AP Biz Editor Supported O’Dwyer

We’re hopeful of support from the AP because AP’s longtime business editor, Mark Hamrick, chastised the PR Society in 2011 for having the press boycott. He was president of the National Press Club that year, the world’s largest press organization with more than 3,000 members. Hamrick’s letter, sent to 390 major media, said the Society’s boycott against the O’Dwyer Co. was a violation of freedom of the press.

Hamrick was with AP from 1987 to 2012 when he joined Bankrate as its D.C. bureau chief. He joined AP in 1986 as news anchor and correspondent, AP. He then served in the same titles for AP Broadcast from 1987-94. He was business editor, reporter and producer for the AP from 1994 to December 2012 when he joined Bankrate, which covers regulation, the economy, and finances of consumers.

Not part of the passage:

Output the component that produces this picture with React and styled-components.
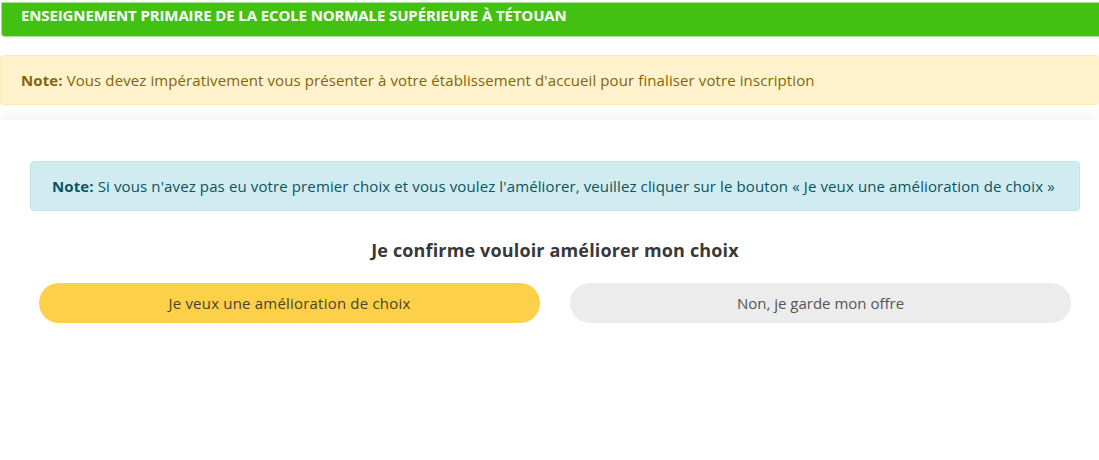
import React from 'react';
import styled, { createGlobalStyle } from 'styled-components';

const GlobalStyle = createGlobalStyle`
  html, body {
    margin: 0;
    padding: 0;
    background: #ffffff;
    font-family: "Open Sans", "Noto Sans", sans-serif;
    overflow: hidden;
  }
`;

const Page = styled.div`
  width: 1099px;
  height: 460px;
  overflow: hidden;
  padding-top: 2px;
  box-sizing: border-box;
`;

const Banner = styled.div`
  margin-left: 1px;
  height: 35px;
  box-sizing: border-box;
  background: #43c112;
  border: 1px solid #a8e29a;
  border-right: none;
  border-radius: 0 0 0 4px;
  color: #ffffff;
  font-weight: 700;
  font-size: 15px;
  text-transform: uppercase;
  padding: 2px 0 0 19px;
  letter-spacing: -0.12px;
`;

const Alert = styled.div`
  box-sizing: border-box;
  height: 50px;
  display: flex;
  align-items: center;
  border-radius: 4px;
  font-size: 15px;
  background: ${p => (p.$tone === 'info' ? '#d1ecf1' : '#fff2cd')};
  border: 1px solid ${p => (p.$tone === 'info' ? '#bee5eb' : '#ffeab2')};
  color: ${p => (p.$tone === 'info' ? '#0c5460' : '#856404')};
  padding-left: ${p => (p.$tone === 'info' ? '21px' : '20px')};
  letter-spacing: ${p => (p.$tone === 'info' ? '0.12px' : '0.1px')};

  b {
    font-weight: 700;
    margin-right: 4px;
  }
`;

const WarnAlert = styled(Alert)`
  margin-top: 18px;
  border-right: none;
`;

const Card = styled.div`
  margin-top: 15px;
  background: #ffffff;
  box-shadow: 0 -6px 10px rgba(0, 0, 0, 0.04);
  padding: 41px 19px 40px 30px;
  height: 340px;
  box-sizing: border-box;
`;

const Title = styled.h3`
  margin: 30px 0 0;
  text-align: center;
  font-size: 18px;
  font-weight: 700;
  color: #383838;
  letter-spacing: 0.15px;
  line-height: 18px;
`;

const ButtonRow = styled.div`
  display: grid;
  grid-template-columns: 1fr 1fr;
  gap: 30px;
  padding: 0 9px;
  margin-top: 24px;
`;

const Choice = styled.button`
  height: 40px;
  border: none;
  border-radius: 20px;
  font-family: inherit;
  font-size: 15px;
  cursor: pointer;
  letter-spacing: ${p => (p.$primary ? '0.2px' : '0')};
  background: ${p => (p.$primary ? '#fdd04a' : '#ececec')};
  color: ${p => (p.$primary ? '#4a4426' : '#555555')};
`;

export default function App() {
  return (
    <Page>
      <GlobalStyle />
      <Banner>Enseignement primaire de la Ecole Normale Supérieure à Tétouan</Banner>
      <WarnAlert>
        <b>Note:</b> Vous devez impérativement vous présenter à votre établissement d'accueil pour finaliser votre inscription
      </WarnAlert>
      <Card>
        <Alert $tone="info">
          <b>Note:</b> Si vous n'avez pas eu votre premier choix et vous voulez l'améliorer, veuillez cliquer sur le bouton « Je veux une amélioration de choix »
        </Alert>
        <Title>Je confirme vouloir améliorer mon choix</Title>
        <ButtonRow>
          <Choice $primary>Je veux une amélioration de choix</Choice>
          <Choice>Non, je garde mon offre</Choice>
        </ButtonRow>
      </Card>
    </Page>
  );
}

Support is being sought from 2014 NPC president Myron Belkind, a journalism lecturer at George Washington University since 2005 after 40 years as an international reporter. He was an AP foreign correspondent and bureau chief, heading bureaus in Kuala Lumpur, New Delhi, London and Tokyo.

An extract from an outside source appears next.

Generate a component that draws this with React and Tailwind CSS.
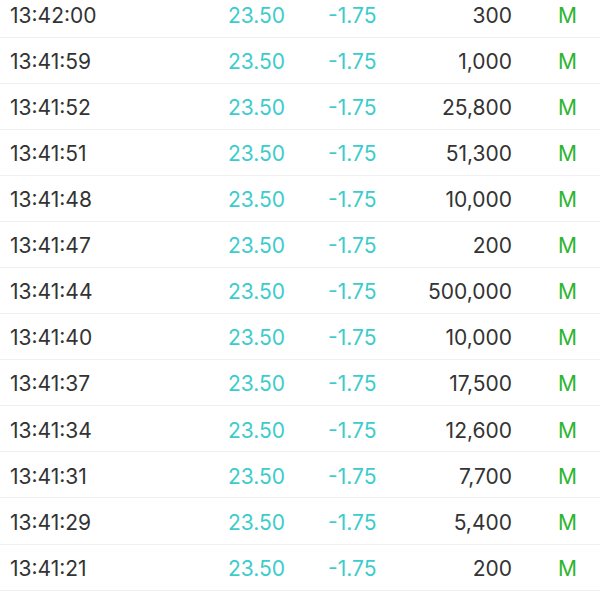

Society Sponsors Being Contacted

Other sponsors of the 2014 Society conference as announced on its website include other Gold sponsors BusinessWire, Cision, PR Newswire, Vocus and IMC.

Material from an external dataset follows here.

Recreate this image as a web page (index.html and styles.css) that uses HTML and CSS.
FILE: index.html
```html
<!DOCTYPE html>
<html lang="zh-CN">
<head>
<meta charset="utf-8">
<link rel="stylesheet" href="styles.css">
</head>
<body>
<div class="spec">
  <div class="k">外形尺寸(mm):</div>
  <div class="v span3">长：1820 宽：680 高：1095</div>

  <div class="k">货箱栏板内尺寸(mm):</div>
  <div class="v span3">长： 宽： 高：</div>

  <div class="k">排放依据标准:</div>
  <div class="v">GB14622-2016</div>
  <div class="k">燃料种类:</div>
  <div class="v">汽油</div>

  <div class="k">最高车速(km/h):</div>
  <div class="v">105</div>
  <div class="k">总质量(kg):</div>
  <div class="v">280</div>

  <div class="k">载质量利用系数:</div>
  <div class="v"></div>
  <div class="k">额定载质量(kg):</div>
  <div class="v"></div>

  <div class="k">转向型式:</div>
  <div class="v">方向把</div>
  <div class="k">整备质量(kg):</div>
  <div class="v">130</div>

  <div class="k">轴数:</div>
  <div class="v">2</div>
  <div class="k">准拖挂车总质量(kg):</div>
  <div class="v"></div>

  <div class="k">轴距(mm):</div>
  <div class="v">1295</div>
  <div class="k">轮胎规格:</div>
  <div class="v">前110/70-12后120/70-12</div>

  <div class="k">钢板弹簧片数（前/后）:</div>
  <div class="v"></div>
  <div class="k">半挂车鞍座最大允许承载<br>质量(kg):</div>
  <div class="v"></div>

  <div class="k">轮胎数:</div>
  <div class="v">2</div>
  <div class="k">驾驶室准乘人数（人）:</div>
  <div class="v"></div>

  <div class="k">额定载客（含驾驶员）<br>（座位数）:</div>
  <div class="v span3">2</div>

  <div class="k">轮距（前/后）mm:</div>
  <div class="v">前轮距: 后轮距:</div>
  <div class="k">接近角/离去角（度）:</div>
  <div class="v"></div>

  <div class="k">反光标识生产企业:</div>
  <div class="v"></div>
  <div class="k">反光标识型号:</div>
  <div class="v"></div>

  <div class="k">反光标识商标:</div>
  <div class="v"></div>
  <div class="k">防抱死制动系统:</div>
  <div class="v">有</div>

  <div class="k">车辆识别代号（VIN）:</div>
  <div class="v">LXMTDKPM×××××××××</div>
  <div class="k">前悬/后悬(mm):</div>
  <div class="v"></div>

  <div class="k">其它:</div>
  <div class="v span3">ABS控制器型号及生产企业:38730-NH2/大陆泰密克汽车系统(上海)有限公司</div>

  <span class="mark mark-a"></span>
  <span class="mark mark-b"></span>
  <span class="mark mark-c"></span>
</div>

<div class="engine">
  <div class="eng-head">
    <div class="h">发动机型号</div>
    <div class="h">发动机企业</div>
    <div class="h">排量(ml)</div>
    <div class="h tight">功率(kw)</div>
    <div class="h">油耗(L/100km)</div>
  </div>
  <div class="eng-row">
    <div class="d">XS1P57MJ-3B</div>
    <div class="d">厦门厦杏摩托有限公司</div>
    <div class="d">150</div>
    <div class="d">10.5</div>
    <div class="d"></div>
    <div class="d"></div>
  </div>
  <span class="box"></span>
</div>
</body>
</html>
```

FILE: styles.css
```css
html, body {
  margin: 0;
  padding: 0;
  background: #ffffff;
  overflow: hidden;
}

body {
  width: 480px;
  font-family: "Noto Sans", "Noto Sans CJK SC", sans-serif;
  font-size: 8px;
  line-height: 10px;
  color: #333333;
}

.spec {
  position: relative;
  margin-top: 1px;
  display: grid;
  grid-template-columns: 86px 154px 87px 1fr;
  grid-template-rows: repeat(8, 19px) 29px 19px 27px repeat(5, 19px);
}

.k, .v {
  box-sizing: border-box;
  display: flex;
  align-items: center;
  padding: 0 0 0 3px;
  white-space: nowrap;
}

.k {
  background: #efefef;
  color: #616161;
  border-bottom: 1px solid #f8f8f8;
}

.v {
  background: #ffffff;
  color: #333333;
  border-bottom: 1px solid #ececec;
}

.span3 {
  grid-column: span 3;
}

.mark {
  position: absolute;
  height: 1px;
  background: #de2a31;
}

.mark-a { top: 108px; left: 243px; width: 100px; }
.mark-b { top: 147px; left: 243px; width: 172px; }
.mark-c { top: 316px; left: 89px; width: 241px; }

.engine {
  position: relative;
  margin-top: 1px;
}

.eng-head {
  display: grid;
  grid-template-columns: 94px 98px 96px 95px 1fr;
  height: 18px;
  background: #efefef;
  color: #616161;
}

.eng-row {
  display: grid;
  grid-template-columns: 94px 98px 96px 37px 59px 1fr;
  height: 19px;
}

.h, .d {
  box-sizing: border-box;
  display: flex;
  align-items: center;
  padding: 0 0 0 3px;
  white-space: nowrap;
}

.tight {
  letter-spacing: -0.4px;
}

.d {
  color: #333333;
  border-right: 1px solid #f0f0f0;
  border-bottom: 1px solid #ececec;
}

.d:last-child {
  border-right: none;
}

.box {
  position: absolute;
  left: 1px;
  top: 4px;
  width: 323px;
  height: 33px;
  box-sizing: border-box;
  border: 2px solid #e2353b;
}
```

Silver sponsors thus far include Johns Hopkins University, Ball State University, News Generation, Quinnipiac University, Weber Shandwick and West Virginia University. Support is being sought from all of them.

Institutions Slow to Change

As indicated by the 10-year struggle of NOW and other women’s groups to break the anti-female rules of the Augusta Golf Club, getting institutions to change their ways is a long and often arduous path but it must be pursued if the goal is to be obtained.

Standing on the sidelines for all those years was the PGA itself, CBS, IBM, General Motors and other major companies.